To be done: Transcribe every line exactly. Leave the pictures behind.
⟨
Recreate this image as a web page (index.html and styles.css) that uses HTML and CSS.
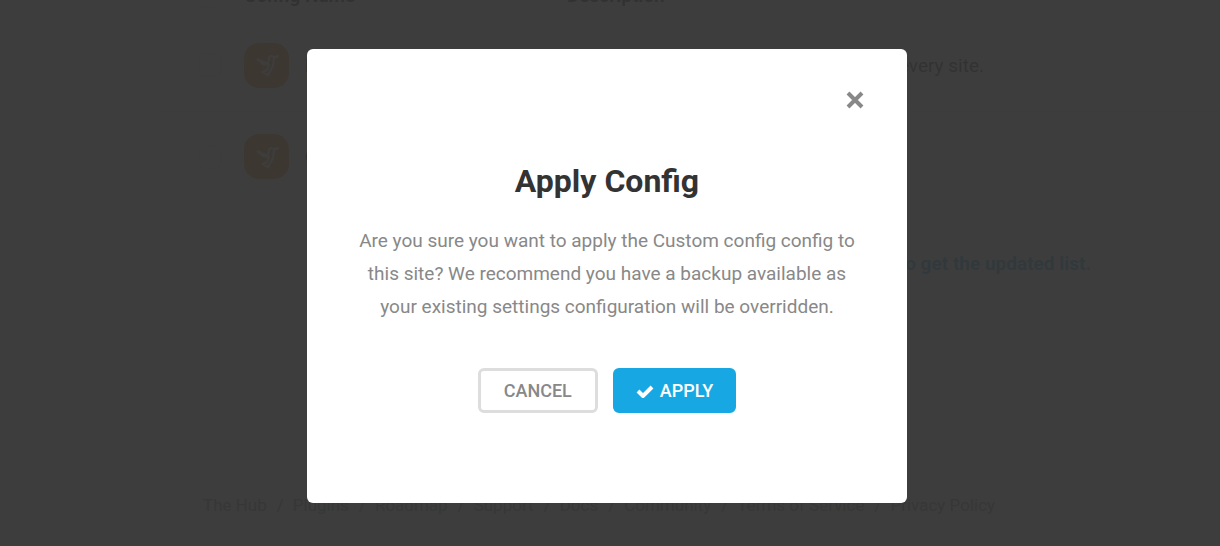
FILE: index.html
```html
<!DOCTYPE html>
<html lang="en">

<head>
  <meta charset="utf-8">
  <title>Apply Config</title>
  <link rel="stylesheet" href="styles.css">
</head>

<body>
  <svg class="sprite" aria-hidden="true">
    <symbol id="bird" viewBox="0 0 24 24">
      <path d="M2 6l11 5 1-7 2-1 3 1 5-1-5 2-1 8-5 9-5-3 4-2 2-5-6-1z" />
    </symbol>
  </svg>

  <div class="page" inert>
    <main class="box">
      <table class="configs">
        <thead>
          <tr>
            <th class="check"><input type="checkbox" aria-label="Select all configs"></th>
            <th class="name">Config Name</th>
            <th>Description</th>
          </tr>
        </thead>
        <tbody>
          <tr>
            <td class="check"><input type="checkbox" aria-label="Select Default config"></td>
            <td class="name">
              <div class="config">
                <span class="logo"><svg><use href="#bird" /></svg></span>
                Default config
              </div>
            </td>
            <td>Recommended performance config for every site.</td>
          </tr>
          <tr>
            <td class="check"><input type="checkbox" aria-label="Select Custom config"></td>
            <td class="name">
              <div class="config">
                <span class="logo"><svg><use href="#bird" /></svg></span>
                Custom config
              </div>
            </td>
            <td></td>
          </tr>
        </tbody>
      </table>
      <p class="recheck">Created or updated configs via the Hub? <a href="#">Re-check to get the updated list.</a></p>
    </main>

    <footer>
      <ul class="links">
        <li><a href="#">The Hub</a></li>
        <li><a href="#">Plugins</a></li>
        <li><a href="#">Roadmap</a></li>
        <li><a href="#">Support</a></li>
        <li><a href="#">Docs</a></li>
        <li><a href="#">Community</a></li>
        <li><a href="#">Terms of Service</a></li>
        <li><a href="#">Privacy Policy</a></li>
      </ul>
    </footer>
  </div>

  <div class="overlay">
    <div class="modal" role="dialog" aria-modal="true" aria-labelledby="title" aria-describedby="desc">
      <button type="button" class="close" aria-label="Close">
        <svg viewBox="0 0 18 18"><path d="M2 2l14 14M16 2L2 16" /></svg>
      </button>
      <h1 id="title">Apply Config</h1>
      <p id="desc">Are you sure you want to apply the Custom config config to this site? We recommend you have a backup available as your existing settings configuration will be overridden.</p>
      <div class="actions">
        <button type="button" class="btn ghost">CANCEL</button>
        <button type="button" class="btn blue">
          <svg viewBox="0 0 18 14"><path d="M2 7l5 5 9-9" /></svg>
          APPLY
        </button>
      </div>
    </div>
  </div>
</body>

</html>
```

FILE: styles.css
```css
* {
  box-sizing: border-box;
}

body {
  margin: 0;
  background: #f1f1f1;
  color: #888;
  font-family: Roboto, "Liberation Sans", sans-serif;
  font-size: 19px;
}

a { color: inherit; text-decoration: none; }

.sprite {
  display: none;
}

/* page behind the dialog */

.page {
  height: 100vh;
  overflow: hidden;
}

.box {
  margin: -29px 0 0 154px;
  padding-bottom: 48px;
  background: #fff;
  border-radius: 6px 0 0 6px;
}

.configs {
  width: 100%;
  border-collapse: collapse;
  table-layout: fixed;
}

.configs th {
  height: 49px;
  padding: 0;
  color: #333;
  font-weight: 700;
  text-align: left;
}

.configs td {
  height: 91px;
  padding: 0;
  color: #333;
}

.configs tbody tr + tr { border-top: 1px solid #e6e6e6; }

.configs .check {
  width: 90px;
  padding-left: 44px;
}

.configs .name {
  width: 323px;
  font-weight: 700;
}

.check input {
  appearance: none;
  display: block;
  width: 24px;
  height: 24px;
  margin: 0;
  border: 1px solid #ddd;
  border-radius: 6px;
}

.config {
  display: flex;
  align-items: center;
  gap: 16px;
}

.logo {
  display: flex;
  align-items: center;
  justify-content: center;
  width: 45px;
  height: 45px;
  border-radius: 15px;
  background: #ff8430;
}

.logo svg {
  width: 24px;
  height: 24px;
  fill: none;
  stroke: #fff;
  stroke-width: 2;
}

.recheck {
  margin: 48px 129px 0 0;
  line-height: 28px;
  text-align: right;
}

.recheck a {
  color: #17a8e3;
  font-weight: 700;
}

footer {
  padding: 169px 16px 0 203px;
}

.links {
  display: flex;
  margin: 0;
  padding: 0;
  list-style: none;
  font-size: 17px;
  line-height: 20px;
  white-space: nowrap;
}

.links li + li::before {
  content: "/";
  margin: 0 9px 0 10px;
}

/* dialog */

.overlay {
  position: fixed;
  inset: 0;
  display: flex;
  align-items: center;
  justify-content: center;
  padding: 6px 6px 0 0;
  background: rgba(51, 51, 51, .95);
}

.modal {
  display: flex;
  flex-direction: column;
  align-items: center;
  width: 600px;
  max-width: 100%;
  padding: 36px 37px 90px;
  border-radius: 6px;
  background: #fff;
  text-align: center;
}

.modal button {
  font: inherit;
  cursor: pointer;
}

.modal svg {
  fill: none;
  stroke: currentColor;
}

.close {
  display: flex;
  align-self: flex-end;
  padding: 6px;
  border: 0;
  background: none;
  color: #888;
}

.close svg {
  width: 18px;
  height: 18px;
  stroke-width: 4;
}

h1 {
  margin: 46px 0 23px;
  color: #333;
  font-size: 32px;
  font-weight: 700;
  line-height: 40px;
}

.modal p {
  max-width: 500px;
  margin: 0;
  line-height: 33px;
}

.actions {
  display: flex;
  gap: 15px;
  margin-top: 45px;
}

.modal .btn {
  display: flex;
  align-items: center;
  gap: 6px;
  height: 45px;
  padding: 0 20px;
  border: 3px solid #ddd;
  border-radius: 6px;
  background: none;
  color: #888;
  font-size: 18px;
  font-weight: 500;
}

.modal .ghost {
  padding: 0 23px;
}

.modal .blue {
  border-color: #17a8e3;
  background: #17a8e3;
  color: #fff;
}

.btn svg {
  width: 18px;
  height: 14px;
  stroke-width: 4;
}
```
⟩
Response to the exercise:
Recreate this image as a web page (index.html and styles.css) that uses HTML and CSS.
FILE: index.html
```html
<!DOCTYPE html>
<html lang="en">

<head>
  <meta charset="utf-8">
  <title>Apply Config</title>
  <link rel="stylesheet" href="styles.css">
</head>

<body>
  <svg class="sprite" aria-hidden="true">
    <symbol id="bird" viewBox="0 0 24 24">
      <path d="M2 6l11 5 1-7 2-1 3 1 5-1-5 2-1 8-5 9-5-3 4-2 2-5-6-1z" />
    </symbol>
  </svg>

  <div class="page" inert>
    <main class="box">
      <table class="configs">
        <thead>
          <tr>
            <th class="check"><input type="checkbox" aria-label="Select all configs"></th>
            <th class="name">Config Name</th>
            <th>Description</th>
          </tr>
        </thead>
        <tbody>
          <tr>
            <td class="check"><input type="checkbox" aria-label="Select Default config"></td>
            <td class="name">
              <div class="config">
                <span class="logo"><svg><use href="#bird" /></svg></span>
                Default config
              </div>
            </td>
            <td>Recommended performance config for every site.</td>
          </tr>
          <tr>
            <td class="check"><input type="checkbox" aria-label="Select Custom config"></td>
            <td class="name">
              <div class="config">
                <span class="logo"><svg><use href="#bird" /></svg></span>
                Custom config
              </div>
            </td>
            <td></td>
          </tr>
        </tbody>
      </table>
      <p class="recheck">Created or updated configs via the Hub? <a href="#">Re-check to get the updated list.</a></p>
    </main>

    <footer>
      <ul class="links">
        <li><a href="#">The Hub</a></li>
        <li><a href="#">Plugins</a></li>
        <li><a href="#">Roadmap</a></li>
        <li><a href="#">Support</a></li>
        <li><a href="#">Docs</a></li>
        <li><a href="#">Community</a></li>
        <li><a href="#">Terms of Service</a></li>
        <li><a href="#">Privacy Policy</a></li>
      </ul>
    </footer>
  </div>

  <div class="overlay">
    <div class="modal" role="dialog" aria-modal="true" aria-labelledby="title" aria-describedby="desc">
      <button type="button" class="close" aria-label="Close">
        <svg viewBox="0 0 18 18"><path d="M2 2l14 14M16 2L2 16" /></svg>
      </button>
      <h1 id="title">Apply Config</h1>
      <p id="desc">Are you sure you want to apply the Custom config config to this site? We recommend you have a backup available as your existing settings configuration will be overridden.</p>
      <div class="actions">
        <button type="button" class="btn ghost">CANCEL</button>
        <button type="button" class="btn blue">
          <svg viewBox="0 0 18 14"><path d="M2 7l5 5 9-9" /></svg>
          APPLY
        </button>
      </div>
    </div>
  </div>
</body>

</html>
```

FILE: styles.css
```css
* {
  box-sizing: border-box;
}

body {
  margin: 0;
  background: #f1f1f1;
  color: #888;
  font-family: Roboto, "Liberation Sans", sans-serif;
  font-size: 19px;
}

a { color: inherit; text-decoration: none; }

.sprite {
  display: none;
}

/* page behind the dialog */

.page {
  height: 100vh;
  overflow: hidden;
}

.box {
  margin: -29px 0 0 154px;
  padding-bottom: 48px;
  background: #fff;
  border-radius: 6px 0 0 6px;
}

.configs {
  width: 100%;
  border-collapse: collapse;
  table-layout: fixed;
}

.configs th {
  height: 49px;
  padding: 0;
  color: #333;
  font-weight: 700;
  text-align: left;
}

.configs td {
  height: 91px;
  padding: 0;
  color: #333;
}

.configs tbody tr + tr { border-top: 1px solid #e6e6e6; }

.configs .check {
  width: 90px;
  padding-left: 44px;
}

.configs .name {
  width: 323px;
  font-weight: 700;
}

.check input {
  appearance: none;
  display: block;
  width: 24px;
  height: 24px;
  margin: 0;
  border: 1px solid #ddd;
  border-radius: 6px;
}

.config {
  display: flex;
  align-items: center;
  gap: 16px;
}

.logo {
  display: flex;
  align-items: center;
  justify-content: center;
  width: 45px;
  height: 45px;
  border-radius: 15px;
  background: #ff8430;
}

.logo svg {
  width: 24px;
  height: 24px;
  fill: none;
  stroke: #fff;
  stroke-width: 2;
}

.recheck {
  margin: 48px 129px 0 0;
  line-height: 28px;
  text-align: right;
}

.recheck a {
  color: #17a8e3;
  font-weight: 700;
}

footer {
  padding: 169px 16px 0 203px;
}

.links {
  display: flex;
  margin: 0;
  padding: 0;
  list-style: none;
  font-size: 17px;
  line-height: 20px;
  white-space: nowrap;
}

.links li + li::before {
  content: "/";
  margin: 0 9px 0 10px;
}

/* dialog */

.overlay {
  position: fixed;
  inset: 0;
  display: flex;
  align-items: center;
  justify-content: center;
  padding: 6px 6px 0 0;
  background: rgba(51, 51, 51, .95);
}

.modal {
  display: flex;
  flex-direction: column;
  align-items: center;
  width: 600px;
  max-width: 100%;
  padding: 36px 37px 90px;
  border-radius: 6px;
  background: #fff;
  text-align: center;
}

.modal button {
  font: inherit;
  cursor: pointer;
}

.modal svg {
  fill: none;
  stroke: currentColor;
}

.close {
  display: flex;
  align-self: flex-end;
  padding: 6px;
  border: 0;
  background: none;
  color: #888;
}

.close svg {
  width: 18px;
  height: 18px;
  stroke-width: 4;
}

h1 {
  margin: 46px 0 23px;
  color: #333;
  font-size: 32px;
  font-weight: 700;
  line-height: 40px;
}

.modal p {
  max-width: 500px;
  margin: 0;
  line-height: 33px;
}

.actions {
  display: flex;
  gap: 15px;
  margin-top: 45px;
}

.modal .btn {
  display: flex;
  align-items: center;
  gap: 6px;
  height: 45px;
  padding: 0 20px;
  border: 3px solid #ddd;
  border-radius: 6px;
  background: none;
  color: #888;
  font-size: 18px;
  font-weight: 500;
}

.modal .ghost {
  padding: 0 23px;
}

.modal .blue {
  border-color: #17a8e3;
  background: #17a8e3;
  color: #fff;
}

.btn svg {
  width: 18px;
  height: 14px;
  stroke-width: 4;
}
```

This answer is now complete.